Então, por que tanto empenho, tanta pesquisa, tanto investimento em fusão nuclear? A resposta é simples. Os benefícios seriam tão magnificentes, embora distantes, que compensariam qualquer risco e qualquer investimento. De fato, há uma reserva praticamente inesgotável dos elementos que viriam a constituir a matéria prima para eventuais combustíveis. Além do mais, não haveria resíduos agressivos, como é o caso da fissão. E, às vezes, um sonho tem um valor econômico palpável, concreto.

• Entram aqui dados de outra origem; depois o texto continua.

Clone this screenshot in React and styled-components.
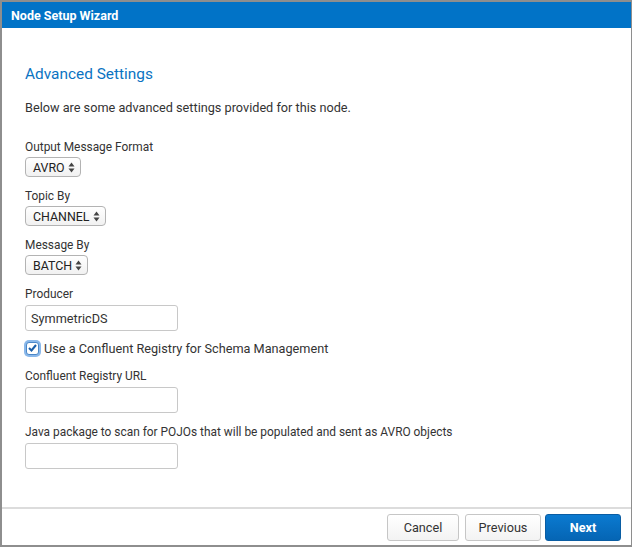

É óbvia a importância de pequenos reatores em uma rede de distribuição extensa como a nossa

Na contramão, a fusão nuclear se viabilizou prematuramente, mas empacou muito cedo. E.U.A., Alemanha e, em certa medida, Inglaterra e alguns países da Escandinávia, interromperam seus programas nucleares. Não obstante, nesses mesmos países e em outros os investimentos em pesquisas continuaram a fluir. Vejamos por que essa aparente ambivalência veio a ocorrer.
Técnicos e cientistas reconhecem que o conjunto de diferentes arquiteturas que atualmente dominam a produção de reatores nucleares e são englobadas em uma única classe tecnológica denominada "reatores de água leve" (LWR) é inerentemente inseguro. Que o leitor não se amedronte: vamos explicar essa qualificação por uma analogia com o pára-quedismo.
No começo da Primeira Guerra Mundial dizia-se que em um terço dos saltos de pilotos o pára-quedas não abria. Aos poucos, a "tecnologia" e, conseqüentemente, a segurança, evoluiu. Os pilotos e as tropas foram obrigados a dobrar seus próprios pára-quedas, além da alça de abertura manual se instituiu uma segunda no avião, depois um segundo pára-quedas foi adicionado. Ou seja, por meio de uma sucessão de pequenas inovações à mesma tecnologia básica a segurança aumentou significativamente. Não obstante, até hoje, de vez em quando um pára-quedista civil ou militar se estatela no solo. É por isso que dizemos que o pára-quedas é inerentemente inseguro.
Acidentes nucleares podem ser classificados em duas categorias. Aqueles que eram chamados no passado "Síndrome da China", ou seja, aqueles em que o núcleo do reator se funde, e os demais, em que há fuga de parcelas limitadas de material radioativo. Apenas o acidente de Chernobil (URSS), com seus milhões de vítimas, pertence à primeira categoria. O de Three Milles Island (E.U.A.), que poderia ter se tornado um outro, foi abortado inexplicavelmente. Os inúmeros outros, com e sem vítimas fatais, decorrem fundamentalmente de falha humana, quer no projeto, quer na operação. Os muitos indiscutíveis avanços tecnológicos praticamente eliminam a possibilidade desse segundo tipo de acidente e reduzem a probabilidade de fusão do núcleo do reator. Todavia, é consenso da comunidade que, no âmbito da tecnologia de água leve, é impossível atingir segurança absoluta, como também acontece com o pára-quedas.
Angra 3 é um projeto de meados da década de 70, uma tecnologia obsoleta em um território em acelerada evolução. Seriam necessários US$ 2 bilhões para finalizá-la, e pouco conhecimento seria adicionado. Com esses recursos seria possível desenvolver e construir uma série de pequenos reatores (entre 100 e 300 MW), inclusive aqueles relativos às tecnologias ditas de altas temperaturas (HTR e VHTR), que são inerentemente seguros.
Essa opção tem vantagens econômicas e estratégicas sobre as duas propostas dos dois ministérios em conflito. De um lado, é óbvia a importância de pequenos reatores em uma rede de distribuição extensa como a nossa. Em segundo, também não restam dúvidas quanto à enorme vantagem tecnológica e geopolítica da capacitação nacional na produção de reatores nucleares em confronto com a simples aquisição de mais um reator idêntico àquele já em operação e baseado em uma tecnologia em obsolescência. O que não pode ser subestimado, entretanto, é a importância de um programa dinâmico e fortemente nacionalizado em tecnologia nuclear.

Rogério Cezar de Cerqueira Leite, 73, físico, é professor emérito da Unicamp (Universidade Estadual de Campinas) e membro do Conselho Editorial da Folha.